Обстоятельно освещая основные положения гегелевской философии права, К. Неволин к ее достоинствам относит неразрывное единство субъективного и объективного моментов развития идеи, преодоление разрыва между правом и нравственностью, правом и политикой, философское разрешение всех важнейших вопросов политики на базе права. При определении специфики гегелевской философии права в соответствии с концепциями древних и новых авторов К. Неволин вполне адекватно собственным представлениям Гегеля отмечает, что Гегель стремился «примирить древний — объективный и новый — субъективный образ воззрения на предметы законодательства друг с другом»[842]. Весьма высоко, хотя и с некоторым критическим расхождением, звучит общая оценка гегелевской философии права со стороны К. Неволина. «Все части великого здания права у Гегеля, — пишет он, — отделаны с величайшим искусством и даже изяществом; целое отличается внутреннею твердостью. Но эта философия права находится слишком много под влиянием духа своего времени. Она слишком мало приписывает важности духу других времен и веков. В этом заключается ее несовершенство»[843].

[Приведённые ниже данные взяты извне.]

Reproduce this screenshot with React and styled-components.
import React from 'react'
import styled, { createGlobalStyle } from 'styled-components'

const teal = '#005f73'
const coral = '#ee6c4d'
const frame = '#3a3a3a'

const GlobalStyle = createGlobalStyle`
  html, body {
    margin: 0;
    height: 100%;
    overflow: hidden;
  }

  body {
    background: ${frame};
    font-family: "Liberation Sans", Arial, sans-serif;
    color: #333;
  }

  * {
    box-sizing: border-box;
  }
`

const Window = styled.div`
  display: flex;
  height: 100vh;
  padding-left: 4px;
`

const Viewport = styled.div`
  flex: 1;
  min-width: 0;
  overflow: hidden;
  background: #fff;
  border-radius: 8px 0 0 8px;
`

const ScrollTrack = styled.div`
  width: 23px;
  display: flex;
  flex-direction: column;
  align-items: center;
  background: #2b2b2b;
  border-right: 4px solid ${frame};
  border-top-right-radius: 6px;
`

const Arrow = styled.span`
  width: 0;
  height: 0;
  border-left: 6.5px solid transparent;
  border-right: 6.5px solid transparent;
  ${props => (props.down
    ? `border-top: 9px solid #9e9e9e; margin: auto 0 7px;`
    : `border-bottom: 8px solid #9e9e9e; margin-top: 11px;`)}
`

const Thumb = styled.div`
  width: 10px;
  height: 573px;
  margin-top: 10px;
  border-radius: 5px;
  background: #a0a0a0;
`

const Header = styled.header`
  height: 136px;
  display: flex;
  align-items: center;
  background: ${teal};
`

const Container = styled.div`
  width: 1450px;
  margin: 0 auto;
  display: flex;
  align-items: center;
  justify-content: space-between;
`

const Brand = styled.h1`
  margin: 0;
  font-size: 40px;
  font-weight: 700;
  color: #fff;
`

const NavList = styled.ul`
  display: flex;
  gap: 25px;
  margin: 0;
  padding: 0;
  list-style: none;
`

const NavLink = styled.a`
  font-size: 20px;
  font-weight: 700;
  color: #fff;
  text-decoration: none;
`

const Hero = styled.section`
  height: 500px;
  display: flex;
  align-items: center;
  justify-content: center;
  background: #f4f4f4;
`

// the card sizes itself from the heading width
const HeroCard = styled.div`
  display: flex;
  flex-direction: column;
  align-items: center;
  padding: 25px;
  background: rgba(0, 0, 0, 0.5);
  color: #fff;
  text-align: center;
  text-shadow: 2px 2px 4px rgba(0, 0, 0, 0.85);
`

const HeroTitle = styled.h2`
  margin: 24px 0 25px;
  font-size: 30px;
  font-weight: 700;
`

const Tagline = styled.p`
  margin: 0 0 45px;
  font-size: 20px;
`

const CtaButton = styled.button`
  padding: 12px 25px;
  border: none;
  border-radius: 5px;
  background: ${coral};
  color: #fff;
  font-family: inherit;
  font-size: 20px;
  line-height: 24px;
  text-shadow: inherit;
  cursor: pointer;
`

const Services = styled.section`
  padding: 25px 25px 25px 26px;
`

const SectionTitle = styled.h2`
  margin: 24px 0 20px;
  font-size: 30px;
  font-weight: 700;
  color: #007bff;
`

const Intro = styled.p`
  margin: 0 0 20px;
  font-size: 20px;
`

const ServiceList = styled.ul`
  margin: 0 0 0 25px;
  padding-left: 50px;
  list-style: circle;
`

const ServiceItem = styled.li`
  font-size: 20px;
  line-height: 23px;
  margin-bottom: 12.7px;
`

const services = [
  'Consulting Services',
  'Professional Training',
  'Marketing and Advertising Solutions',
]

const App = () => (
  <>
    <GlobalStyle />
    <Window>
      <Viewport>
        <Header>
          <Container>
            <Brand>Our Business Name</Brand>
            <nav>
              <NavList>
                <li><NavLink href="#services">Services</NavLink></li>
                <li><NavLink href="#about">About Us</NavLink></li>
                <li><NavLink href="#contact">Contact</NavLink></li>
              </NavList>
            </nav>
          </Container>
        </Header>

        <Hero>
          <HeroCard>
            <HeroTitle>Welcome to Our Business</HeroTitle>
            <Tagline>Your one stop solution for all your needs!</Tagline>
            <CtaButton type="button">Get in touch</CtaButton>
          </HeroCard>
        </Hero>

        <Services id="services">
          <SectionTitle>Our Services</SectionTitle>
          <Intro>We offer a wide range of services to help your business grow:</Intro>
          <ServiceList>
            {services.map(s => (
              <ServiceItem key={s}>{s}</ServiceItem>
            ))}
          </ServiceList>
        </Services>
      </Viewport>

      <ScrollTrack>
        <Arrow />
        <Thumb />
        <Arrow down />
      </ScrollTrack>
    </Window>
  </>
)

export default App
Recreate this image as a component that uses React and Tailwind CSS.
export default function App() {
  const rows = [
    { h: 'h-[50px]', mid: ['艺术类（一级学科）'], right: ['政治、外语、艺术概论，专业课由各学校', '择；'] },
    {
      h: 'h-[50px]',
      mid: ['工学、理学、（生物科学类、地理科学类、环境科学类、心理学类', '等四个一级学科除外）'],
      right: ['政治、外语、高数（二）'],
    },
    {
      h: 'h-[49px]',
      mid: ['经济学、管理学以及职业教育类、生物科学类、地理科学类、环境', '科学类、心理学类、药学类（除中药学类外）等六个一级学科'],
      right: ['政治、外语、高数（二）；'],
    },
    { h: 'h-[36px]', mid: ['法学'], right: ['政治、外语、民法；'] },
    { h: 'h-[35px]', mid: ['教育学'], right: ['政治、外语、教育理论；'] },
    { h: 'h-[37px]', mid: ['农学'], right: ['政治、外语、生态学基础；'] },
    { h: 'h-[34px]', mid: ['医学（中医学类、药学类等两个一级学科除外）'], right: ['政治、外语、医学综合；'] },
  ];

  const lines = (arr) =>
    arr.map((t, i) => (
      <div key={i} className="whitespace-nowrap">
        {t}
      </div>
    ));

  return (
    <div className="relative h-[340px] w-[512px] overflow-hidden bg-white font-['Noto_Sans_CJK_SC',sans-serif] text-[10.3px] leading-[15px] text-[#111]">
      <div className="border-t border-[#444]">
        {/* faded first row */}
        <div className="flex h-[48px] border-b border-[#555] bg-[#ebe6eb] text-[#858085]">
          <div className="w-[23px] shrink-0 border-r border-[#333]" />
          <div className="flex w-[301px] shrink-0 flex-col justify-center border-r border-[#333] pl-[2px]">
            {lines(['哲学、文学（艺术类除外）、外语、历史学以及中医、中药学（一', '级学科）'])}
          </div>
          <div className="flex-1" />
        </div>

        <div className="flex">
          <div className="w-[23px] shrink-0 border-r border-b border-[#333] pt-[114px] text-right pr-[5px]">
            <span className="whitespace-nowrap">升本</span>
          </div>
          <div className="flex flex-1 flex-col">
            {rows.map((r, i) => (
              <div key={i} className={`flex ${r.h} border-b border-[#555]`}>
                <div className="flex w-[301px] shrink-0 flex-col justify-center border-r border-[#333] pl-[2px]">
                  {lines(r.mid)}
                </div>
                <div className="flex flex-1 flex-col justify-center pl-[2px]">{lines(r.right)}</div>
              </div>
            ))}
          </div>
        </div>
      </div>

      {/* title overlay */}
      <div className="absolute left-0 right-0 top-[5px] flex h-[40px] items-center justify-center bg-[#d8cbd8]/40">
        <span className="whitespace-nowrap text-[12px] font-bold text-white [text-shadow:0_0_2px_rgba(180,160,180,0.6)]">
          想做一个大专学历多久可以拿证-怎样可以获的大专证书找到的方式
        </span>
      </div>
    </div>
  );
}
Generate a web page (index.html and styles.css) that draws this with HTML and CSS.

«Энциклопедия законоведения» К. Неволина — первая в России философско-правовая работа, в которой нашли отражение как высокая оценка гегелевской философии права, так и использование ряда ее идей и положений.
К идеям гегелевской философии права обращались в дальнейшем и другие юристы (И.Г. Редкий, И. Максимович, А.Д. Градовский, Б.И. Чичерин, И.И. Новгородцев и др.).
В первый период своей преподавательской деятельности в Московском университете (после возвращения из Германии) И.Г. Редкий исходил во многом из гегельянских представлений.